## The request
Output all the data exactly. Pictures do not belong in the copy.

## Dataset extract

==================================================

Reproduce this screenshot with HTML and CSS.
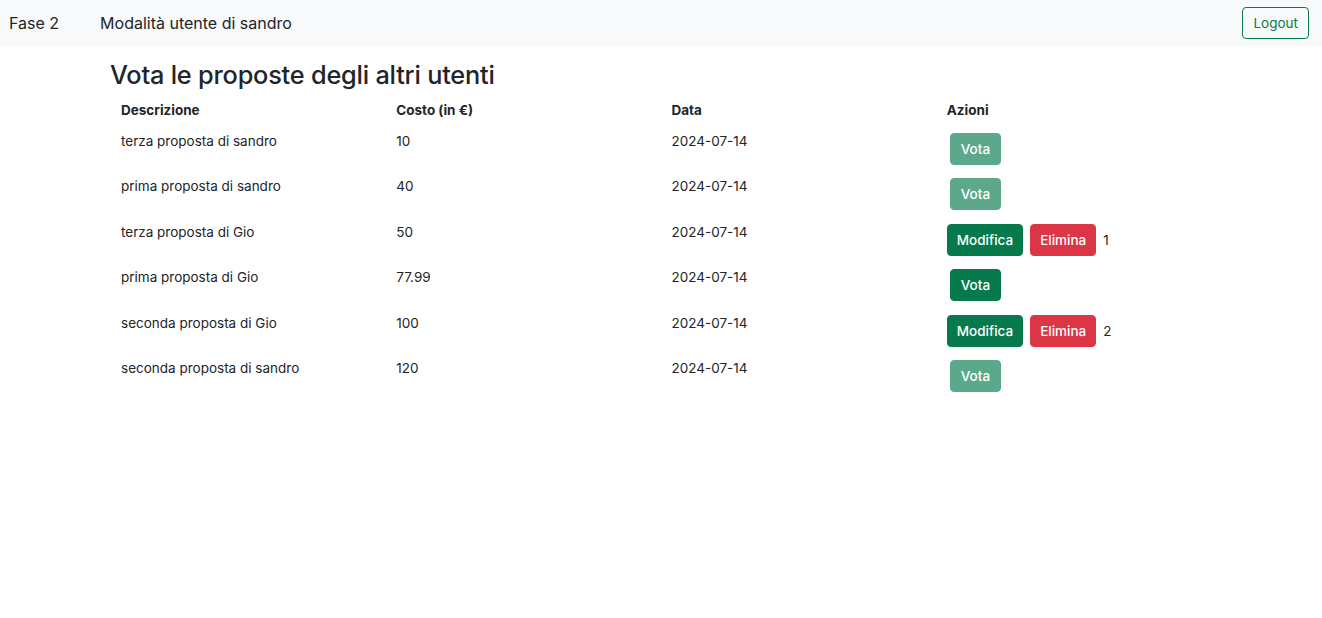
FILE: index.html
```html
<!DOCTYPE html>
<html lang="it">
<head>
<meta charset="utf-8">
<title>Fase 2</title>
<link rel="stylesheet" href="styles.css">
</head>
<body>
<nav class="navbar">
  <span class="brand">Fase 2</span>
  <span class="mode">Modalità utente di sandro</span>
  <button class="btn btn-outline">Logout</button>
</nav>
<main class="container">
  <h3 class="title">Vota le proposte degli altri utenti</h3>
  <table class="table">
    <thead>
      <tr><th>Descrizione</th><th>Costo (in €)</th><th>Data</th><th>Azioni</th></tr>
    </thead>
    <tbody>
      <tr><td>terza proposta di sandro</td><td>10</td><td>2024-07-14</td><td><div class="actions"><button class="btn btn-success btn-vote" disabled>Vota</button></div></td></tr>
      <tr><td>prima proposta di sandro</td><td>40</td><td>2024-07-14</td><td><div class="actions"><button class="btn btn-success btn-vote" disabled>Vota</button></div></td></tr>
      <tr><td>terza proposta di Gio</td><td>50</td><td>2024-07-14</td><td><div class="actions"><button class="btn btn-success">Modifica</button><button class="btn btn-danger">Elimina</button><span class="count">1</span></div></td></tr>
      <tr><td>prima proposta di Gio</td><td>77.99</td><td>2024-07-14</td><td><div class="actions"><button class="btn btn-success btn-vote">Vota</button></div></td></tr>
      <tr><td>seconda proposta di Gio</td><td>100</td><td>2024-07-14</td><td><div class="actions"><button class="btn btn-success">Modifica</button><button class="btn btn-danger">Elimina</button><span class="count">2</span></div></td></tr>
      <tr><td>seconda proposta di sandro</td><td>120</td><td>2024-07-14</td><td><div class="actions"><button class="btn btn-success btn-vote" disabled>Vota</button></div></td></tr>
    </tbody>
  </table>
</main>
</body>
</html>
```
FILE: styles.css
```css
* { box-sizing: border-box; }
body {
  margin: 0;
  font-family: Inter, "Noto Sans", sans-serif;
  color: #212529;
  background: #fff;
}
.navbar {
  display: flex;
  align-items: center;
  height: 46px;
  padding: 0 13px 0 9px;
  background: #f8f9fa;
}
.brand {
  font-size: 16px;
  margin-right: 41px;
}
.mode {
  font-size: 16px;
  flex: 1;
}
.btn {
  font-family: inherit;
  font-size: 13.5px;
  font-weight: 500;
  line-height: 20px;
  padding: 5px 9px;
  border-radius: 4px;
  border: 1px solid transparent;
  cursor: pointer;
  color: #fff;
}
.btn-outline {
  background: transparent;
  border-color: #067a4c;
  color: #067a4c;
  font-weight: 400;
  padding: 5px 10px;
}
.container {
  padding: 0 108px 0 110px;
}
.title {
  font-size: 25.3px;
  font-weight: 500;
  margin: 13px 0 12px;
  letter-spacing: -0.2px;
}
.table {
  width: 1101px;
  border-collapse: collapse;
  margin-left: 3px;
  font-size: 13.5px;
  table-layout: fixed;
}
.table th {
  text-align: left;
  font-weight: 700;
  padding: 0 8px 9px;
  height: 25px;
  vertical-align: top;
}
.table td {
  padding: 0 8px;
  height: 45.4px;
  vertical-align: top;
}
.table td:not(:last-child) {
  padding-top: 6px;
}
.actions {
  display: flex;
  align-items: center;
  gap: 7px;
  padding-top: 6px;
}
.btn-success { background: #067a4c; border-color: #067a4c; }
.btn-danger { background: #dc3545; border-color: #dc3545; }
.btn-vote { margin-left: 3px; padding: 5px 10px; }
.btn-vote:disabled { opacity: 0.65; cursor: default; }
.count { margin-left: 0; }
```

==================================================

## The output
Reproduce this screenshot with HTML and CSS.
FILE: index.html
```html
<!DOCTYPE html>
<html lang="it">
<head>
<meta charset="utf-8">
<title>Fase 2</title>
<link rel="stylesheet" href="styles.css">
</head>
<body>
<nav class="navbar">
  <span class="brand">Fase 2</span>
  <span class="mode">Modalità utente di sandro</span>
  <button class="btn btn-outline">Logout</button>
</nav>
<main class="container">
  <h3 class="title">Vota le proposte degli altri utenti</h3>
  <table class="table">
    <thead>
      <tr><th>Descrizione</th><th>Costo (in €)</th><th>Data</th><th>Azioni</th></tr>
    </thead>
    <tbody>
      <tr><td>terza proposta di sandro</td><td>10</td><td>2024-07-14</td><td><div class="actions"><button class="btn btn-success btn-vote" disabled>Vota</button></div></td></tr>
      <tr><td>prima proposta di sandro</td><td>40</td><td>2024-07-14</td><td><div class="actions"><button class="btn btn-success btn-vote" disabled>Vota</button></div></td></tr>
      <tr><td>terza proposta di Gio</td><td>50</td><td>2024-07-14</td><td><div class="actions"><button class="btn btn-success">Modifica</button><button class="btn btn-danger">Elimina</button><span class="count">1</span></div></td></tr>
      <tr><td>prima proposta di Gio</td><td>77.99</td><td>2024-07-14</td><td><div class="actions"><button class="btn btn-success btn-vote">Vota</button></div></td></tr>
      <tr><td>seconda proposta di Gio</td><td>100</td><td>2024-07-14</td><td><div class="actions"><button class="btn btn-success">Modifica</button><button class="btn btn-danger">Elimina</button><span class="count">2</span></div></td></tr>
      <tr><td>seconda proposta di sandro</td><td>120</td><td>2024-07-14</td><td><div class="actions"><button class="btn btn-success btn-vote" disabled>Vota</button></div></td></tr>
    </tbody>
  </table>
</main>
</body>
</html>
```
FILE: styles.css
```css
* { box-sizing: border-box; }
body {
  margin: 0;
  font-family: Inter, "Noto Sans", sans-serif;
  color: #212529;
  background: #fff;
}
.navbar {
  display: flex;
  align-items: center;
  height: 46px;
  padding: 0 13px 0 9px;
  background: #f8f9fa;
}
.brand {
  font-size: 16px;
  margin-right: 41px;
}
.mode {
  font-size: 16px;
  flex: 1;
}
.btn {
  font-family: inherit;
  font-size: 13.5px;
  font-weight: 500;
  line-height: 20px;
  padding: 5px 9px;
  border-radius: 4px;
  border: 1px solid transparent;
  cursor: pointer;
  color: #fff;
}
.btn-outline {
  background: transparent;
  border-color: #067a4c;
  color: #067a4c;
  font-weight: 400;
  padding: 5px 10px;
}
.container {
  padding: 0 108px 0 110px;
}
.title {
  font-size: 25.3px;
  font-weight: 500;
  margin: 13px 0 12px;
  letter-spacing: -0.2px;
}
.table {
  width: 1101px;
  border-collapse: collapse;
  margin-left: 3px;
  font-size: 13.5px;
  table-layout: fixed;
}
.table th {
  text-align: left;
  font-weight: 700;
  padding: 0 8px 9px;
  height: 25px;
  vertical-align: top;
}
.table td {
  padding: 0 8px;
  height: 45.4px;
  vertical-align: top;
}
.table td:not(:last-child) {
  padding-top: 6px;
}
.actions {
  display: flex;
  align-items: center;
  gap: 7px;
  padding-top: 6px;
}
.btn-success { background: #067a4c; border-color: #067a4c; }
.btn-danger { background: #dc3545; border-color: #dc3545; }
.btn-vote { margin-left: 3px; padding: 5px 10px; }
.btn-vote:disabled { opacity: 0.65; cursor: default; }
.count { margin-left: 0; }
```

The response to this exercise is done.